After 20 years of stay in India, 82-year-old Pakistani microbiologist Mohammed Khalil Chishti, facing life imprisonment in a murder case, was on Thursday permitted by the Supreme Court to visit Pakistan for a temporary stay, subject to certain conditions.
A bench of justices P Sathasivam and J Chelameswar said Chishti shall deposit his passport at the Indian high commission in Pakistan and furnish as security Rs 5 lakh in cash within two weeks before the Supreme Court registry.
The apex court directed that Chishti shall return to India by November 1, as it has decided to expedite the hearing of the appeal filed by him challenging his conviction in a murder case in Rajasthan.
The apex court said it will hear the appeal proceedings from November 20.
Initially, Additional Solicitor General Mohan Parasaran had insisted that Chishti's local contacts in India should give a surety on his behalf to secure his presence during the appeal proceedings.
However, the bench refrained from imposing any such condition.
The bench further clarified that Chishti's release is subject to the fulfillment of the two conditions imposed upon him.
Earlier on May 4, the Supreme Court had agreed to hear Chishti's plea to visit his country and had sought the Centre's response to it.
Chishti had been granted bail by the apex court on April 9. Held guilty in a 20-year-old murder case, he had been serving life term in a Rajasthan's Ajmer jail.
The apex court had granted bail to Chishti on humanitarian grounds, but had asked him not to leave Ajmer till further orders.
Earlier, the Centre had objected to allowing Chishti to go to Pakistan temporarily, saying he may not return to India.
The ASG had submitted that there is no bilateral agreement between India and Pakistan on ensuring the return of any convict who is enlarged on bail.
The apex court, however, had said it would like to consider Chishti's plea in view of the special circumstances of his case.

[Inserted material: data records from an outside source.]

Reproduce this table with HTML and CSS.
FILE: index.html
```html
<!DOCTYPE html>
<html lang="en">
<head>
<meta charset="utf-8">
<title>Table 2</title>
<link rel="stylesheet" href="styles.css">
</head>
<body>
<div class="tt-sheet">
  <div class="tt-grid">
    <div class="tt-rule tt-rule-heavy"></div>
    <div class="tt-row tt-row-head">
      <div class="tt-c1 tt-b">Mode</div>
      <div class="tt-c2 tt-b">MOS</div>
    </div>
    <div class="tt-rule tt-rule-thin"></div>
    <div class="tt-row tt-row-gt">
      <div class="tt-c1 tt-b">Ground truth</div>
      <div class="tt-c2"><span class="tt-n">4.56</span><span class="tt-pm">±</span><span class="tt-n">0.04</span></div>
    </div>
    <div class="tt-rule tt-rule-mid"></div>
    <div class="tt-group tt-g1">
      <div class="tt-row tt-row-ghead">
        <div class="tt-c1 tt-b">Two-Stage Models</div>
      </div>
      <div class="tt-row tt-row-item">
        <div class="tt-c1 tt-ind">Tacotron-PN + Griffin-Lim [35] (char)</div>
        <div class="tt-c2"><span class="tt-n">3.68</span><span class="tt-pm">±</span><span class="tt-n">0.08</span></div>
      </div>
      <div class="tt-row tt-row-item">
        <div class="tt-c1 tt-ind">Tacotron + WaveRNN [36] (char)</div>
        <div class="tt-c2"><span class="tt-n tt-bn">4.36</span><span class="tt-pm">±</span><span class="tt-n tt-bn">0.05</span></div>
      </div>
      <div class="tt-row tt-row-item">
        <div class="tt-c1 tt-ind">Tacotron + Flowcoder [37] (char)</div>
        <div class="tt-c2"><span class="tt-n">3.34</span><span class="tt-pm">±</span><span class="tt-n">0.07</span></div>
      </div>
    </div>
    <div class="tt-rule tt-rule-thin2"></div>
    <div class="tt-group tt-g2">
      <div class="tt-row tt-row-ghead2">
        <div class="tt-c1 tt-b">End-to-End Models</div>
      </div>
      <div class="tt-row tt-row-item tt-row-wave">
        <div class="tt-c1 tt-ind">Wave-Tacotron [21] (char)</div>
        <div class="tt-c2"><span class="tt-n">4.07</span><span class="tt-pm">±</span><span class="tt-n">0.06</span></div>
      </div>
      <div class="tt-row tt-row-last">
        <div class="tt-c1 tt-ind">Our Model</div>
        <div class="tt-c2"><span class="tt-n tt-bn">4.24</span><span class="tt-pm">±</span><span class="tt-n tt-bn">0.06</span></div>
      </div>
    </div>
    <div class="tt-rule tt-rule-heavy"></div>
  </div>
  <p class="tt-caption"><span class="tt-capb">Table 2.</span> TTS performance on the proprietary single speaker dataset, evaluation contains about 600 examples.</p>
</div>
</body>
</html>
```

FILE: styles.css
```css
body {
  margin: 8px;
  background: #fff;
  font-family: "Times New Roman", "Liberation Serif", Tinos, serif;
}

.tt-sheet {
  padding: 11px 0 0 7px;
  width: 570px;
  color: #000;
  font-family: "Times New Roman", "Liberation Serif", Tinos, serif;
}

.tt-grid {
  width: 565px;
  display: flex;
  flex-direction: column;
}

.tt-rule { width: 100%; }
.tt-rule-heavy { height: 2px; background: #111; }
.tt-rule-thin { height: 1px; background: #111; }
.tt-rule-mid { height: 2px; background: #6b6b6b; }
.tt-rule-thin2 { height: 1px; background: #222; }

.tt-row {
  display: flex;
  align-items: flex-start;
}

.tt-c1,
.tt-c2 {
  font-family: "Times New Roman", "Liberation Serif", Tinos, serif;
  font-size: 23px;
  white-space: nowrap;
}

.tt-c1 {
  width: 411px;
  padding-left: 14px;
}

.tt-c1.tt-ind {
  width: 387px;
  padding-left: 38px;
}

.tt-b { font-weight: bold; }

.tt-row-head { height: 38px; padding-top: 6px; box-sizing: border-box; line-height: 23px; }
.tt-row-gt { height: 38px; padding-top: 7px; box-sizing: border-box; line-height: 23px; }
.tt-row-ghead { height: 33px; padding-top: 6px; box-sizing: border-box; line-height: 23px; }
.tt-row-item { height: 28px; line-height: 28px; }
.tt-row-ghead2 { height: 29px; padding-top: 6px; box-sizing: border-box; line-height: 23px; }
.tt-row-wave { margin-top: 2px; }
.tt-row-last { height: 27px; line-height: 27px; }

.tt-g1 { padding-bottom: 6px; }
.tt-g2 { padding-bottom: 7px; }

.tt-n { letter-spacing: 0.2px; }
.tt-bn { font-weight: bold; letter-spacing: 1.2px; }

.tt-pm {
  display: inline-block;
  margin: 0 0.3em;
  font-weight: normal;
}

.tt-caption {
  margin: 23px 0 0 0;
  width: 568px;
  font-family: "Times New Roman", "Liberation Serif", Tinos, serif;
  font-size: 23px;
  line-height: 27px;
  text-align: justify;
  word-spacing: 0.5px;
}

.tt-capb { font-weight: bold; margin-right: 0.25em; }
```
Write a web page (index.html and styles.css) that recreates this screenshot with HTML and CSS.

The bench had said Chishti was an eminent scientist of global repute and is 82-years-old with no previous criminal record and the issues involved are bilateral relations between the two countries.
Senior counsel U U Lalit, appearing for Chishti, had pleaded that he be granted permission to visit Pakistan as a special case since he was suffering from various geriatric problems and was confined to Ajmer for the past 20 years and had served one-and-a-half years of his sentence.
Chishti had come to see his ailing mother in 1992 when he got embroiled in a brawl, and, in the ensuing melee, one of his neighbours was shot dead while his nephew got injured.
Born in Ajmer to a prosperous family of caretakers of the Khwaja Moinuddin Chishti shrine, Chishti was studying in Pakistan at the time of partition in 1947 and chose to stay there.
The bench, which had granted bail to Chishti, had also acceded to consider his plea to let him return to Karachi and had asked him to file a separate application for it. The same was filed later.
Lalit had also pleaded that his client at least be allowed to live in Delhi. But the Rajasthan government had opposed this plea, saying that the visa issued to him only permitted his stay in Ajmer and nearby areas.
The court had then asked Chishti not to leave Ajmer till further orders.
After a prolonged trial that stretched 18 years, Chishti was held guilty in the murder case and was awarded life sentence on January 31, last year by Ajmer sessions court.
He had earlier also been granted bail by the sessions court during the trial but was ordered not to leave Ajmer. He was re-arrested to serve the sentence after he was convicted.
Chishti, who suffers from heart, hearing and other ailments, had lived in his brother's poultry farm till his conviction.
His case came to light when Justice Markandeya Katju, the then Supreme Court judge, wrote to Prime Minister Manmohan Singh urging that the Pakistani national be pardoned on humanitarian grounds.
An eminent professor of virology in Karachi Medical College, Chisti holds a PhD from Edinburgh University.